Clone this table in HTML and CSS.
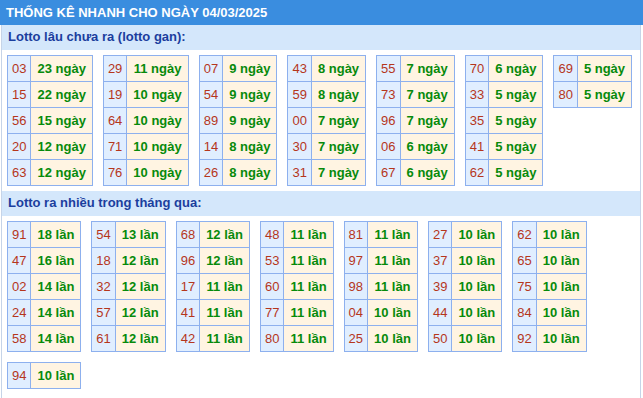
FILE: index.html
```html
<!DOCTYPE html>
<html lang="vi">
<head>
<meta charset="utf-8">
<title>Thống kê nhanh</title>
<link rel="stylesheet" href="styles.css">
</head>
<body>
<div class="header">THỐNG KÊ NHANH CHO NGÀY 04/03/2025</div>
<div class="box">
  <div class="band">Lotto lâu chưa ra (lotto gan):</div>
  <div class="grid">
    <table class="tb"><tr><td class="n">03</td><td class="v">23 ngày</td></tr><tr><td class="n">15</td><td class="v">22 ngày</td></tr><tr><td class="n">56</td><td class="v">15 ngày</td></tr><tr><td class="n">20</td><td class="v">12 ngày</td></tr><tr><td class="n">63</td><td class="v">12 ngày</td></tr></table>
    <table class="tb"><tr><td class="n">29</td><td class="v">11 ngày</td></tr><tr><td class="n">19</td><td class="v">10 ngày</td></tr><tr><td class="n">64</td><td class="v">10 ngày</td></tr><tr><td class="n">71</td><td class="v">10 ngày</td></tr><tr><td class="n">76</td><td class="v">10 ngày</td></tr></table>
    <table class="tb"><tr><td class="n">07</td><td class="v">9 ngày</td></tr><tr><td class="n">54</td><td class="v">9 ngày</td></tr><tr><td class="n">89</td><td class="v">9 ngày</td></tr><tr><td class="n">14</td><td class="v">8 ngày</td></tr><tr><td class="n">26</td><td class="v">8 ngày</td></tr></table>
    <table class="tb"><tr><td class="n">43</td><td class="v">8 ngày</td></tr><tr><td class="n">59</td><td class="v">8 ngày</td></tr><tr><td class="n">00</td><td class="v">7 ngày</td></tr><tr><td class="n">30</td><td class="v">7 ngày</td></tr><tr><td class="n">31</td><td class="v">7 ngày</td></tr></table>
    <table class="tb"><tr><td class="n">55</td><td class="v">7 ngày</td></tr><tr><td class="n">73</td><td class="v">7 ngày</td></tr><tr><td class="n">96</td><td class="v">7 ngày</td></tr><tr><td class="n">06</td><td class="v">6 ngày</td></tr><tr><td class="n">67</td><td class="v">6 ngày</td></tr></table>
    <table class="tb"><tr><td class="n">70</td><td class="v">6 ngày</td></tr><tr><td class="n">33</td><td class="v">5 ngày</td></tr><tr><td class="n">35</td><td class="v">5 ngày</td></tr><tr><td class="n">41</td><td class="v">5 ngày</td></tr><tr><td class="n">62</td><td class="v">5 ngày</td></tr></table>
    <table class="tb"><tr><td class="n">69</td><td class="v">5 ngày</td></tr><tr><td class="n">80</td><td class="v">5 ngày</td></tr></table>
  </div>
  <div class="band">Lotto ra nhiều trong tháng qua:</div>
  <div class="grid">
    <table class="tb"><tr><td class="n">91</td><td class="v">18 lần</td></tr><tr><td class="n">47</td><td class="v">16 lần</td></tr><tr><td class="n">02</td><td class="v">14 lần</td></tr><tr><td class="n">24</td><td class="v">14 lần</td></tr><tr><td class="n">58</td><td class="v">14 lần</td></tr></table>
    <table class="tb"><tr><td class="n">54</td><td class="v">13 lần</td></tr><tr><td class="n">18</td><td class="v">12 lần</td></tr><tr><td class="n">32</td><td class="v">12 lần</td></tr><tr><td class="n">57</td><td class="v">12 lần</td></tr><tr><td class="n">61</td><td class="v">12 lần</td></tr></table>
    <table class="tb"><tr><td class="n">68</td><td class="v">12 lần</td></tr><tr><td class="n">96</td><td class="v">12 lần</td></tr><tr><td class="n">17</td><td class="v">11 lần</td></tr><tr><td class="n">41</td><td class="v">11 lần</td></tr><tr><td class="n">42</td><td class="v">11 lần</td></tr></table>
    <table class="tb"><tr><td class="n">48</td><td class="v">11 lần</td></tr><tr><td class="n">53</td><td class="v">11 lần</td></tr><tr><td class="n">60</td><td class="v">11 lần</td></tr><tr><td class="n">77</td><td class="v">11 lần</td></tr><tr><td class="n">80</td><td class="v">11 lần</td></tr></table>
    <table class="tb"><tr><td class="n">81</td><td class="v">11 lần</td></tr><tr><td class="n">97</td><td class="v">11 lần</td></tr><tr><td class="n">98</td><td class="v">11 lần</td></tr><tr><td class="n">04</td><td class="v">10 lần</td></tr><tr><td class="n">25</td><td class="v">10 lần</td></tr></table>
    <table class="tb"><tr><td class="n">27</td><td class="v">10 lần</td></tr><tr><td class="n">37</td><td class="v">10 lần</td></tr><tr><td class="n">39</td><td class="v">10 lần</td></tr><tr><td class="n">44</td><td class="v">10 lần</td></tr><tr><td class="n">50</td><td class="v">10 lần</td></tr></table>
    <table class="tb"><tr><td class="n">62</td><td class="v">10 lần</td></tr><tr><td class="n">65</td><td class="v">10 lần</td></tr><tr><td class="n">75</td><td class="v">10 lần</td></tr><tr><td class="n">84</td><td class="v">10 lần</td></tr><tr><td class="n">92</td><td class="v">10 lần</td></tr></table>
    <table class="tb"><tr><td class="n">94</td><td class="v">10 lần</td></tr></table>
  </div>
</div>
</body>
</html>
```
FILE: styles.css
```css
html, body {
  margin: 0;
  padding: 0;
  background: #ffffff;
  font-family: "Liberation Sans", Arial, sans-serif;
  font-size: 13px;
}
.header {
  height: 25px;
  line-height: 25px;
  background: #3a8ddf;
  color: #ffffff;
  font-weight: bold;
  font-size: 13px;
  padding-left: 6px;
  white-space: nowrap;
}
.box {
  margin: 0 2px 0 1px;
  border-left: 1px solid #c6d4e8;
  border-right: 1px solid #c6d4e8;
  min-height: 373px;
}
.band {
  height: 25px;
  line-height: 24px;
  background: #d4e7fb;
  color: #1b3e9e;
  font-weight: bold;
  padding-left: 6px;
}
.grid {
  display: flex;
  flex-wrap: wrap;
  align-items: flex-start;
  gap: 10px 10px;
  padding: 5px 2px 5px 5px;
}
.tb {
  border-collapse: collapse;
}
.tb td {
  border: 1px solid #8db0ee;
  height: 25px;
  padding: 0;
  text-align: center;
  white-space: nowrap;
}
.tb td.n {
  background: #e0eeff;
  color: #b5361c;
  padding: 0 4px;
}
.tb td.v {
  background: #fff4e2;
  color: #078a0b;
  font-weight: bold;
  padding: 0 6px;
}
```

· · · · · · ·

Leave out the pictures and transcribe everything else exactly.

Clone this table in HTML and CSS.
FILE: index.html
```html
<!DOCTYPE html>
<html lang="vi">
<head>
<meta charset="utf-8">
<title>Thống kê nhanh</title>
<link rel="stylesheet" href="styles.css">
</head>
<body>
<div class="header">THỐNG KÊ NHANH CHO NGÀY 04/03/2025</div>
<div class="box">
  <div class="band">Lotto lâu chưa ra (lotto gan):</div>
  <div class="grid">
    <table class="tb"><tr><td class="n">03</td><td class="v">23 ngày</td></tr><tr><td class="n">15</td><td class="v">22 ngày</td></tr><tr><td class="n">56</td><td class="v">15 ngày</td></tr><tr><td class="n">20</td><td class="v">12 ngày</td></tr><tr><td class="n">63</td><td class="v">12 ngày</td></tr></table>
    <table class="tb"><tr><td class="n">29</td><td class="v">11 ngày</td></tr><tr><td class="n">19</td><td class="v">10 ngày</td></tr><tr><td class="n">64</td><td class="v">10 ngày</td></tr><tr><td class="n">71</td><td class="v">10 ngày</td></tr><tr><td class="n">76</td><td class="v">10 ngày</td></tr></table>
    <table class="tb"><tr><td class="n">07</td><td class="v">9 ngày</td></tr><tr><td class="n">54</td><td class="v">9 ngày</td></tr><tr><td class="n">89</td><td class="v">9 ngày</td></tr><tr><td class="n">14</td><td class="v">8 ngày</td></tr><tr><td class="n">26</td><td class="v">8 ngày</td></tr></table>
    <table class="tb"><tr><td class="n">43</td><td class="v">8 ngày</td></tr><tr><td class="n">59</td><td class="v">8 ngày</td></tr><tr><td class="n">00</td><td class="v">7 ngày</td></tr><tr><td class="n">30</td><td class="v">7 ngày</td></tr><tr><td class="n">31</td><td class="v">7 ngày</td></tr></table>
    <table class="tb"><tr><td class="n">55</td><td class="v">7 ngày</td></tr><tr><td class="n">73</td><td class="v">7 ngày</td></tr><tr><td class="n">96</td><td class="v">7 ngày</td></tr><tr><td class="n">06</td><td class="v">6 ngày</td></tr><tr><td class="n">67</td><td class="v">6 ngày</td></tr></table>
    <table class="tb"><tr><td class="n">70</td><td class="v">6 ngày</td></tr><tr><td class="n">33</td><td class="v">5 ngày</td></tr><tr><td class="n">35</td><td class="v">5 ngày</td></tr><tr><td class="n">41</td><td class="v">5 ngày</td></tr><tr><td class="n">62</td><td class="v">5 ngày</td></tr></table>
    <table class="tb"><tr><td class="n">69</td><td class="v">5 ngày</td></tr><tr><td class="n">80</td><td class="v">5 ngày</td></tr></table>
  </div>
  <div class="band">Lotto ra nhiều trong tháng qua:</div>
  <div class="grid">
    <table class="tb"><tr><td class="n">91</td><td class="v">18 lần</td></tr><tr><td class="n">47</td><td class="v">16 lần</td></tr><tr><td class="n">02</td><td class="v">14 lần</td></tr><tr><td class="n">24</td><td class="v">14 lần</td></tr><tr><td class="n">58</td><td class="v">14 lần</td></tr></table>
    <table class="tb"><tr><td class="n">54</td><td class="v">13 lần</td></tr><tr><td class="n">18</td><td class="v">12 lần</td></tr><tr><td class="n">32</td><td class="v">12 lần</td></tr><tr><td class="n">57</td><td class="v">12 lần</td></tr><tr><td class="n">61</td><td class="v">12 lần</td></tr></table>
    <table class="tb"><tr><td class="n">68</td><td class="v">12 lần</td></tr><tr><td class="n">96</td><td class="v">12 lần</td></tr><tr><td class="n">17</td><td class="v">11 lần</td></tr><tr><td class="n">41</td><td class="v">11 lần</td></tr><tr><td class="n">42</td><td class="v">11 lần</td></tr></table>
    <table class="tb"><tr><td class="n">48</td><td class="v">11 lần</td></tr><tr><td class="n">53</td><td class="v">11 lần</td></tr><tr><td class="n">60</td><td class="v">11 lần</td></tr><tr><td class="n">77</td><td class="v">11 lần</td></tr><tr><td class="n">80</td><td class="v">11 lần</td></tr></table>
    <table class="tb"><tr><td class="n">81</td><td class="v">11 lần</td></tr><tr><td class="n">97</td><td class="v">11 lần</td></tr><tr><td class="n">98</td><td class="v">11 lần</td></tr><tr><td class="n">04</td><td class="v">10 lần</td></tr><tr><td class="n">25</td><td class="v">10 lần</td></tr></table>
    <table class="tb"><tr><td class="n">27</td><td class="v">10 lần</td></tr><tr><td class="n">37</td><td class="v">10 lần</td></tr><tr><td class="n">39</td><td class="v">10 lần</td></tr><tr><td class="n">44</td><td class="v">10 lần</td></tr><tr><td class="n">50</td><td class="v">10 lần</td></tr></table>
    <table class="tb"><tr><td class="n">62</td><td class="v">10 lần</td></tr><tr><td class="n">65</td><td class="v">10 lần</td></tr><tr><td class="n">75</td><td class="v">10 lần</td></tr><tr><td class="n">84</td><td class="v">10 lần</td></tr><tr><td class="n">92</td><td class="v">10 lần</td></tr></table>
    <table class="tb"><tr><td class="n">94</td><td class="v">10 lần</td></tr></table>
  </div>
</div>
</body>
</html>
```
FILE: styles.css
```css
html, body {
  margin: 0;
  padding: 0;
  background: #ffffff;
  font-family: "Liberation Sans", Arial, sans-serif;
  font-size: 13px;
}
.header {
  height: 25px;
  line-height: 25px;
  background: #3a8ddf;
  color: #ffffff;
  font-weight: bold;
  font-size: 13px;
  padding-left: 6px;
  white-space: nowrap;
}
.box {
  margin: 0 2px 0 1px;
  border-left: 1px solid #c6d4e8;
  border-right: 1px solid #c6d4e8;
  min-height: 373px;
}
.band {
  height: 25px;
  line-height: 24px;
  background: #d4e7fb;
  color: #1b3e9e;
  font-weight: bold;
  padding-left: 6px;
}
.grid {
  display: flex;
  flex-wrap: wrap;
  align-items: flex-start;
  gap: 10px 10px;
  padding: 5px 2px 5px 5px;
}
.tb {
  border-collapse: collapse;
}
.tb td {
  border: 1px solid #8db0ee;
  height: 25px;
  padding: 0;
  text-align: center;
  white-space: nowrap;
}
.tb td.n {
  background: #e0eeff;
  color: #b5361c;
  padding: 0 4px;
}
.tb td.v {
  background: #fff4e2;
  color: #078a0b;
  font-weight: bold;
  padding: 0 6px;
}
```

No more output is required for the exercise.